OOS 22-6 - Linking coastal ecosystem services and mappable habitat features as a step toward resiliency planning

Wednesday, August 9, 2017: 9:50 AM
Portland Blrm 256, Oregon Convention Center
Chanda Littles, Western Ecology Division, ORISE / EPA, Newport, OR, Chloe Jackson, University of West Florida, Theodore H. DeWitt, NHEERL Western Ecology Division, U.S. EPA, Newport, OR and Matthew Harwell, EPA, Gulf Ecology Division
Background/Question/Methods

There is a growing need to incorporate and prioritize ecosystem services/condition information into land-use decision making. While there are a number of place-based studies looking at how land-use decisions affect the availability and delivery of coastal services, many of these methods require data, funding and/or expertise that may be inaccessible to many coastal communities.

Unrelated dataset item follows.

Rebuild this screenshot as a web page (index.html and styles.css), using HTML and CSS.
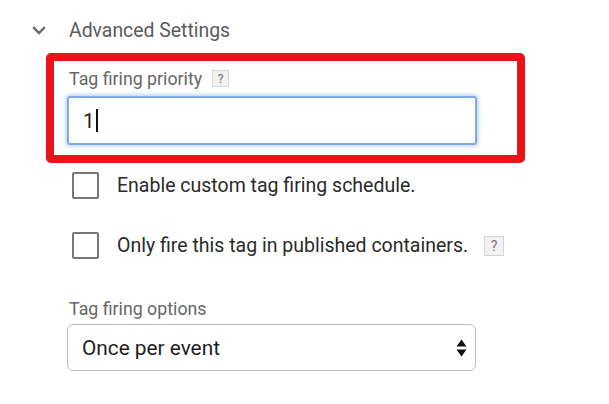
FILE: index.html
```html
<!DOCTYPE html>
<html>
<head>
<meta charset="utf-8">
<link rel="stylesheet" href="styles.css">
</head>
<body>
<div class="page">
  <div class="section-head">
    <svg class="chevron" width="14" height="9" viewBox="0 0 14 9"><path d="M1.2 1.2 L7 7 L12.8 1.2" fill="none" stroke="#6b6b6b" stroke-width="2.4"/></svg>
    <span class="section-title">Advanced Settings</span>
  </div>
  <div class="highlight">
    <div class="field-label">Tag firing priority <span class="help">?</span></div>
    <div class="text-input"><span class="value">1</span><span class="caret"></span></div>
  </div>
  <div class="check-row">
    <span class="checkbox"></span>
    <span class="check-text">Enable custom tag firing schedule.</span>
  </div>
  <div class="check-row second">
    <span class="checkbox"></span>
    <span class="check-text">Only fire this tag in published containers.</span>
    <span class="help help-right">?</span>
  </div>
  <div class="options">
    <div class="field-label plain">Tag firing options</div>
    <div class="select">
      <span class="select-text">Once per event</span>
      <svg class="arrows" width="11" height="18" viewBox="0 0 11 18"><path d="M5.5 0.5 L10.5 7.5 L0.5 7.5 Z" fill="#111"/><path d="M5.5 17.5 L10.5 10.5 L0.5 10.5 Z" fill="#111"/></svg>
    </div>
  </div>
</div>
</body>
</html>
```
FILE: styles.css
```css
* { box-sizing: border-box; }
html, body { margin: 0; padding: 0; background: #fff; }
body { font-family: Roboto, "Liberation Sans", sans-serif; }
.page { width: 609px; height: 404px; padding-top: 18px; }

.section-head { display: flex; align-items: center; height: 24px; }
.chevron { margin-left: 32px; margin-right: 23px; margin-top: 1px; }
.section-title { font-size: 19.4px; color: #5b5b5b; }

.highlight {
  margin: 11px 0 0 46px;
  width: 479px;
  height: 110px;
  border: 8px solid #ec1218;
  border-radius: 5px;
  padding: 6px 0 0 13px;
}
.field-label { display: flex; align-items: center; font-size: 17.8px; color: #666; padding-left: 2px; height: 22px; }
.help {
  display: inline-flex; align-items: center; justify-content: center;
  width: 17px; height: 17px; margin-left: 10px;
  background: #f1f1f1; border: 1px solid #d6d6d6;
  font-size: 13px; color: #777;
}
.text-input {
  margin-top: 7px;
  width: 410px; height: 49px;
  border: 2px solid #7eabe6;
  border-radius: 3px;
  box-shadow: 0 0 4px 1px rgba(120,165,225,0.6);
  display: flex; align-items: center; padding-left: 14px;
}
.value { font-size: 20.5px; color: #222; }
.caret { display: inline-block; width: 2px; height: 23px; background: #111; margin-left: 1px; }

.check-row { display: flex; align-items: center; height: 27px; margin-top: 9px; }
.check-row.second { margin-top: 33px; }
.checkbox {
  width: 27px; height: 27px; margin-left: 72px; margin-right: 18px; flex: none;
  border: 2px solid #777; border-radius: 2px;
}
.check-text { font-size: 19.5px; color: #2a2a2a; white-space: nowrap; }
.help-right { margin-left: 16px; width: 20px; height: 20px; font-size: 14px; }

.options { margin-top: 38px; padding-left: 67px; }
.field-label.plain { color: #666; height: 22px; }
.select {
  margin-top: 5px;
  width: 409px; height: 47px;
  border: 1px solid #bdbdbd;
  border-radius: 6px;
  display: flex; align-items: center; justify-content: space-between;
  padding: 0 8px 0 14px;
}
.select-text { font-size: 20.8px; color: #1e1e1e; }
```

Using existing classification standards for beneficiaries and coastal habitats (i.e., Final Ecosystem Goods and Services Classification System (FEGS-CS) and Coastal and Marine Ecological Classification Standard (CMECS)), a comprehensive literature review was coupled with a “weight of evidence” approach to evaluate linkages between beneficiaries and coastal habitat features most relevant to community needs. An initial search of peer-reviewed journal articles was conducted using the ScienceDirect online repository identifying sources that provide evidence for coastal beneficiary:habitat linkages. Potential sources were further refined based on a double-blind review of titles, abstracts, and full-texts, when needed. Articles in the final list were then scored based on habitat/beneficiary specificity and data quality (e.g., indirect evidence from literature reviews was scored lower than direct evidence from case studies with valuation results). Scores were then incorporated into a weight of evidence framework summarizing the support for each beneficiary:habitat link.

Results/Conclusions

Just over 2,800 unique articles were identified by our search using terms including “ecosystem service” or “ecosystem good”, along with “coast,” “nearshore,” and/or “habitat.” Approximately 16% of those articles addressed linkages between habitats and beneficiaries and were included in subsequent analysis. Most evidence addressed recreational (83%) and industrial (35%) beneficiary groups, with commercial fishermen and experiential-users/hikers the most prominent users represented in each category, respectively. Links to residential property owners, artistic, and educational users were also relatively robust in the literature evidence. Different patterns emerged when assessing habitats most often linked to user groups. For example, recreational users were linked to the widest diversity of CMECS subclasses (i.e., 22 of 26), whereas evidence for commercial transport of goods and people was limited to channels, harbors, estuarine open water, and marine nearshore areas. Not surprisingly, most evidence for residential property owners related to forested and scrub-shrub wetlands (e.g., mangroves) and emergent wetlands, frequently cited for their protection from storm surge. Overall results summarize linkages between FEGS beneficiaries and mappable coastal habitat features, based on published literature, that can readily be used in a range of planning applications, like prioritizing restoration or evaluating how development scenarios may affect ecosystem service delivery.